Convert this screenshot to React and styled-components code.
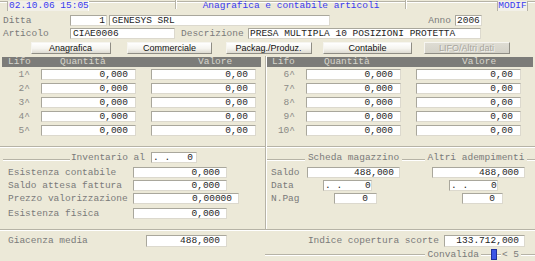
import React from 'react';
import styled, { createGlobalStyle } from 'styled-components';

const MONO = `"Liberation Mono", "DejaVu Sans Mono", monospace`;
const BLUE = '#3a3aef';
const ETCH_D = '#b6b3a6';
const ETCH_L = '#ffffff';

const Global = createGlobalStyle`
  html, body { margin: 0; padding: 0; background: #ece9d8; }
  #root { width: 535px; height: 261px; overflow: hidden; }
`;

const Screen = styled.div`
  width: 535px;
  height: 261px;
  background: #ece9d8;
  font-family: ${MONO};
  font-size: 9.5px;
  line-height: 1;
  color: #7a7a7a;
  display: flex;
  flex-direction: column;
  overflow: hidden;
`;

/* ---------- top strip ---------- */
const TopBar = styled.div`
  height: 14px;
  flex: none;
  display: flex;
  align-items: flex-start;
  background: linear-gradient(
    to bottom,
    transparent 0 1px,
    ${ETCH_D} 1px 2px,
    ${ETCH_L} 2px 3px,
    transparent 3px
  );
`;

const DateTag = styled.div`
  margin-left: 7px;
  margin-top: 1px;
  width: 82px;
  height: 10px;
  box-sizing: border-box;
  border-left: 1px solid ${ETCH_D};
  border-right: 1px solid ${ETCH_L};
  background: #f2f0e8;
  color: ${BLUE};
  padding-left: 1px;
  line-height: 10px;
  white-space: pre;
`;

const Tick = styled.div`
  flex: none;
  margin-left: ${p => p.$ml}px;
  width: 1px;
  height: 9px;
  background: ${ETCH_D};
  border-right: 1px solid ${ETCH_L};
`;

const Title = styled.div`
  flex: none;
  width: 228px;
  margin-top: 1px;
  text-align: center;
  color: ${BLUE};
  line-height: 10px;
  white-space: pre;
`;

const ModeTag = styled.div`
  flex: none;
  margin-left: 90px;
  margin-top: 1px;
  width: 31px;
  height: 10px;
  box-sizing: border-box;
  border-left: 1px solid ${ETCH_D};
  border-right: 1px solid ${ETCH_D};
  background: #f2f0e8;
  color: ${BLUE};
  text-align: center;
  line-height: 10px;
`;

/* ---------- fields ---------- */
const FieldRow = styled.div`
  height: 13px;
  flex: none;
  display: flex;
  align-items: center;
  padding-left: 3px;
  padding-right: 53px;
`;

const Label = styled.span`
  flex: none;
  width: ${p => (p.$w ? `${p.$w}px` : 'auto')};
  margin-left: ${p => p.$ml || 0}px;
  padding-left: ${p => p.$pl || 0}px;
  box-sizing: border-box;
  text-align: ${p => (p.$right ? 'right' : 'left')};
  color: #7a7a7a;
  white-space: pre;
`;

const Field = styled.div`
  flex: none;
  width: ${p => p.$w}px;
  height: ${p => p.$h || 11}px;
  margin-left: ${p => p.$ml || 0}px;
  box-sizing: border-box;
  background: #ffffff;
  border: 1px solid;
  border-color: #a9a79c #dcd9ce #dcd9ce #a9a79c;
  color: #1e1e1e;
  font-family: ${MONO};
  font-size: 9.5px;
  line-height: ${p => (p.$h || 11) - 2}px;
  text-align: ${p => (p.$left ? 'left' : 'right')};
  padding: 0 ${p => (p.$pr ?? 6)}px 0 ${p => (p.$pl ?? 1)}px;
  white-space: pre;
  overflow: hidden;
`;

const Spacer = styled.div`
  flex: 1;
`;

/* ---------- buttons ---------- */
const ButtonBar = styled.div`
  flex: none;
  margin-top: 2px;
  margin-left: 21px;
  height: 12px;
  display: grid;
  grid-template-columns: repeat(5, 99px);
  justify-items: center;
`;

const Button = styled.div`
  width: ${p => p.$w}px;
  height: 12px;
  box-sizing: border-box;
  border: 1px solid;
  border-color: #f6f5f0 #8f8d84 #8f8d84 #f6f5f0;
  background: ${p =>
    p.$disabled
      ? 'linear-gradient(#dedcd3, #d4d2c8)'
      : 'linear-gradient(#ffffff, #f5f4ef 55%, #dddbd1)'};
  color: ${p => (p.$disabled ? '#a8a69e' : '#101010')};
  text-shadow: ${p => (p.$disabled ? '1px 1px 0 #f4f3ee' : 'none')};
  font-family: "Liberation Sans", Arial, sans-serif;
  font-size: 9px;
  line-height: 10px;
  text-align: center;
  white-space: nowrap;
`;

/* ---------- middle panels ---------- */
const Middle = styled.div`
  flex: none;
  margin-top: 2px;
  height: 173px;
  display: flex;
`;

const Panel = styled.div`
  flex: none;
  width: ${p => p.$w}px;
  display: flex;
  flex-direction: column;
`;

const VSep = styled.div`
  flex: none;
  width: 1px;
  background: ${ETCH_D};
  border-right: 1px solid ${ETCH_L};
`;

const TableSection = styled.div`
  flex: none;
  height: 90px;
  box-sizing: border-box;
  padding-top: 1px;
  padding-left: ${p => p.$pl}px;
  display: flex;
  flex-direction: column;
`;

const TableHead = styled.div`
  flex: none;
  height: 10px;
  margin-right: ${p => p.$mr}px;
  padding-left: ${p => p.$pl}px;
  background: #7c7c79;
  color: #d8d6cd;
  display: flex;
  align-items: center;
  line-height: 10px;
`;

const HeadCell = styled.span`
  flex: none;
  width: ${p => (p.$w ? `${p.$w}px` : 'auto')};
  white-space: pre;
`;

const LifoRows = styled.div`
  margin-top: 2px;
  display: flex;
  flex-direction: column;
  gap: 3px;
`;

const LifoRow = styled.div`
  height: 11px;
  display: flex;
  align-items: center;
`;

const RowNo = styled.span`
  flex: none;
  width: 28px;
  text-align: right;
  color: #8a8a86;
  white-space: pre;
`;

const HLine = styled.div`
  flex: none;
  height: 0;
  border-top: 1px solid ${ETCH_D};
  border-bottom: 1px solid ${ETCH_L};
`;

const LowerSection = styled.div`
  flex: 1;
  display: flex;
  flex-direction: column;
`;

const GroupRow = styled.div`
  flex: none;
  margin-top: 4px;
  height: 12px;
  display: flex;
  align-items: flex-start;
`;

const GroupLine = styled.div`
  flex: ${p => (p.$w ? 'none' : '1')};
  width: ${p => (p.$w ? `${p.$w}px` : 'auto')};
  margin-left: ${p => p.$ml || 0}px;
  margin-top: 7px;
  height: 0;
  border-top: 1px solid ${ETCH_D};
  border-bottom: 1px solid ${ETCH_L};
`;

const GroupTitle = styled.span`
  flex: none;
  width: ${p => p.$w}px;
  margin-left: ${p => p.$ml || 0}px;
  text-align: ${p => p.$align || 'center'};
  line-height: 11px;
  color: #7a7a7a;
  white-space: pre;
`;

const FormRows = styled.div`
  margin-top: 3px;
  display: flex;
  flex-direction: column;
  gap: 2px;
`;

const FormRow = styled.div`
  height: 11px;
  margin-top: ${p => p.$mt || 0}px;
  display: flex;
  align-items: center;
  padding-left: ${p => p.$pl || 0}px;
`;

const Cell = styled.div`
  flex: none;
  width: ${p => p.$w}px;
  margin-left: ${p => p.$ml || 0}px;
  display: flex;
`;

/* ---------- bottom ---------- */
const Bottom = styled.div`
  flex: 1;
  display: flex;
`;

const BottomCol = styled.div`
  flex: none;
  width: ${p => p.$w}px;
  padding-top: 4px;
  display: flex;
  flex-direction: column;
`;

const BottomRow = styled.div`
  height: ${p => p.$h}px;
  margin-top: ${p => p.$mt || 0}px;
  display: flex;
  align-items: center;
  justify-content: ${p => (p.$end ? 'flex-end' : 'flex-start')};
  padding-left: ${p => p.$pl || 0}px;
  padding-right: ${p => p.$pr || 0}px;
`;

const StatusLine = styled.div`
  flex: ${p => (p.$w ? 'none' : '1')};
  width: ${p => (p.$w ? `${p.$w}px` : 'auto')};
  margin: 0 ${p => p.$mr || 0}px 0 ${p => p.$ml || 0}px;
  height: 0;
  border-top: 1px solid ${ETCH_D};
  border-bottom: 1px solid ${ETCH_L};
`;

const Cursor = styled.div`
  flex: none;
  width: 6px;
  height: 11px;
  box-sizing: border-box;
  background: #3b55e6;
  border: 1px solid #1f2f9c;
`;

const lifoLeft = [1, 2, 3, 4, 5];
const lifoRight = [6, 7, 8, 9, 10];

function LifoTable({ rows, left }) {
  return (
    <TableSection $pl={left ? 2 : 0}>
      <TableHead $mr={left ? 4 : 2} $pl={left ? 6 : 5}>
        <HeadCell $w={52}>Lifo</HeadCell>
        <HeadCell $w={138}>Quantità</HeadCell>
        <HeadCell>Valore</HeadCell>
      </TableHead>
      <LifoRows>
        {rows.map(n => (
          <LifoRow key={n}>
            <RowNo>{`${n}^`}</RowNo>
            <Field $w={95} $ml={11} $pr={7}>0,000</Field>
            <Field $w={105} $ml={15} $pr={7}>0,00</Field>
          </LifoRow>
        ))}
      </LifoRows>
    </TableSection>
  );
}

export default function App() {
  return (
    <>
      <Global />
      <Screen>
        <TopBar>
          <DateTag>02.10.06 15:05</DateTag>
          <Tick $ml={86} />
          <Title>Anagrafica e contabile articoli</Title>
          <Tick $ml={0} />
          <ModeTag>MODIF</ModeTag>
        </TopBar>

        <FieldRow>
          <Label $w={67}>Ditta</Label>
          <Field $w={37} $pr={1}>1</Field>
          <Field $w={221} $ml={2} $left $pl={2}>GENESYS SRL</Field>
          <Spacer />
          <Label>Anno</Label>
          <Field $w={27} $ml={4} $left $pl={1}>2006</Field>
        </FieldRow>
        <FieldRow>
          <Label $w={67}>Articolo</Label>
          <Field $w={105} $left $pl={2}>CIAE0006</Field>
          <Label $w={67} $ml={6}>Descrizione</Label>
          <Field $w={233} $left $pl={1}>PRESA MULTIPLA 10 POSIZIONI PROTETTA</Field>
        </FieldRow>

        <ButtonBar>
          <Button $w={80}>Anagrafica</Button>
          <Button $w={85}>Commerciale</Button>
          <Button $w={86}>Packag./Produz.</Button>
          <Button $w={89}>Contabile</Button>
          <Button $w={86} $disabled>LIFO/Altri dati</Button>
        </ButtonBar>

        <Middle>
          <Panel $w={265}>
            <LifoTable rows={lifoLeft} left />
            <HLine />
            <LowerSection>
              <GroupRow>
                <GroupLine $w={67} $ml={3} />
                <GroupTitle $w={75} $align="right">Inventario al</GroupTitle>
                <Field $w={46} $ml={6} $pr={3}>{'. .   0'}</Field>
              </GroupRow>
              <FormRows>
                <FormRow $pl={8}>
                  <Label $w={125}>Esistenza contabile</Label>
                  <Field $w={94} $pr={6}>0,000</Field>
                </FormRow>
                <FormRow $pl={8}>
                  <Label $w={125}>Saldo attesa fattura</Label>
                  <Field $w={94} $pr={6}>0,000</Field>
                </FormRow>
                <FormRow $pl={8}>
                  <Label $w={125}>Prezzo valorizzazione</Label>
                  <Field $w={106} $pr={6}>0,00000</Field>
                </FormRow>
                <FormRow $pl={8} $mt={2}>
                  <Label $w={125}>Esistenza fisica</Label>
                  <Field $w={94} $pr={6}>0,000</Field>
                </FormRow>
              </FormRows>
            </LowerSection>
          </Panel>
          <VSep />
          <Panel $w={268}>
            <LifoTable rows={lifoRight} />
            <HLine />
            <LowerSection>
              <GroupRow>
                <GroupLine $w={38} />
                <GroupTitle $w={95} $ml={1}>Scheda magazzino</GroupTitle>
                <GroupLine $w={23} $ml={1} />
                <GroupTitle $w={100} $ml={1}>Altri adempimenti</GroupTitle>
                <GroupLine $ml={1} />
              </GroupRow>
              <FormRows>
                <FormRow $pl={4}>
                  <Label $w={36}>Saldo</Label>
                  <Cell $w={93}><Field $w={93} $pr={5}>488,000</Field></Cell>
                  <Cell $w={93} $ml={32}><Field $w={93} $pr={5}>488,000</Field></Cell>
                </FormRow>
                <FormRow $pl={4}>
                  <Label $w={36}>Data</Label>
                  <Cell $w={93}><Field $w={49} $ml={16} $pr={4}>{'. .    0'}</Field></Cell>
                  <Cell $w={93} $ml={32}><Field $w={49} $ml={17} $pr={4}>{'. .    0'}</Field></Cell>
                </FormRow>
                <FormRow $pl={4}>
                  <Label $w={36}>N.Pag</Label>
                  <Cell $w={93}><Field $w={43} $ml={27} $pr={8}>0</Field></Cell>
                  <Cell $w={93} $ml={32}><Field $w={41} $ml={30} $pr={7}>0</Field></Cell>
                </FormRow>
              </FormRows>
            </LowerSection>
          </Panel>
        </Middle>

        <HLine />

        <Bottom>
          <BottomCol $w={265}>
            <BottomRow $h={12} $pl={8}>
              <Label $w={138}>Giacenza media</Label>
              <Field $w={81} $h={12} $pr={6}>488,000</Field>
            </BottomRow>
          </BottomCol>
          <BottomCol $w={270}>
            <BottomRow $h={12} $end $pr={10}>
              <Label>Indice copertura scorte</Label>
              <Field $w={81} $h={12} $ml={5} $pr={5}>133.712,000</Field>
            </BottomRow>
            <BottomRow $h={11} $mt={2}>
              <StatusLine $mr={3} />
              <Label>Convalida</Label>
              <StatusLine $w={10} $ml={2} />
              <Cursor />
              <StatusLine $w={4} />
              <Label $ml={1}>{'< 5'}</Label>
              <StatusLine $w={14} $ml={2} />
            </BottomRow>
          </BottomCol>
        </Bottom>
      </Screen>
    </>
  );
}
○ ○ ○ ○
## What is asked:
Could the lines from the top of the material through the line with "const ETCH_L = '#ffffff';" be repeated exactly, pictures left out?

## Complete output:
Convert this screenshot to React and styled-components code.
import React from 'react';
import styled, { createGlobalStyle } from 'styled-components';

const MONO = `"Liberation Mono", "DejaVu Sans Mono", monospace`;
const BLUE = '#3a3aef';
const ETCH_D = '#b6b3a6';
const ETCH_L = '#ffffff';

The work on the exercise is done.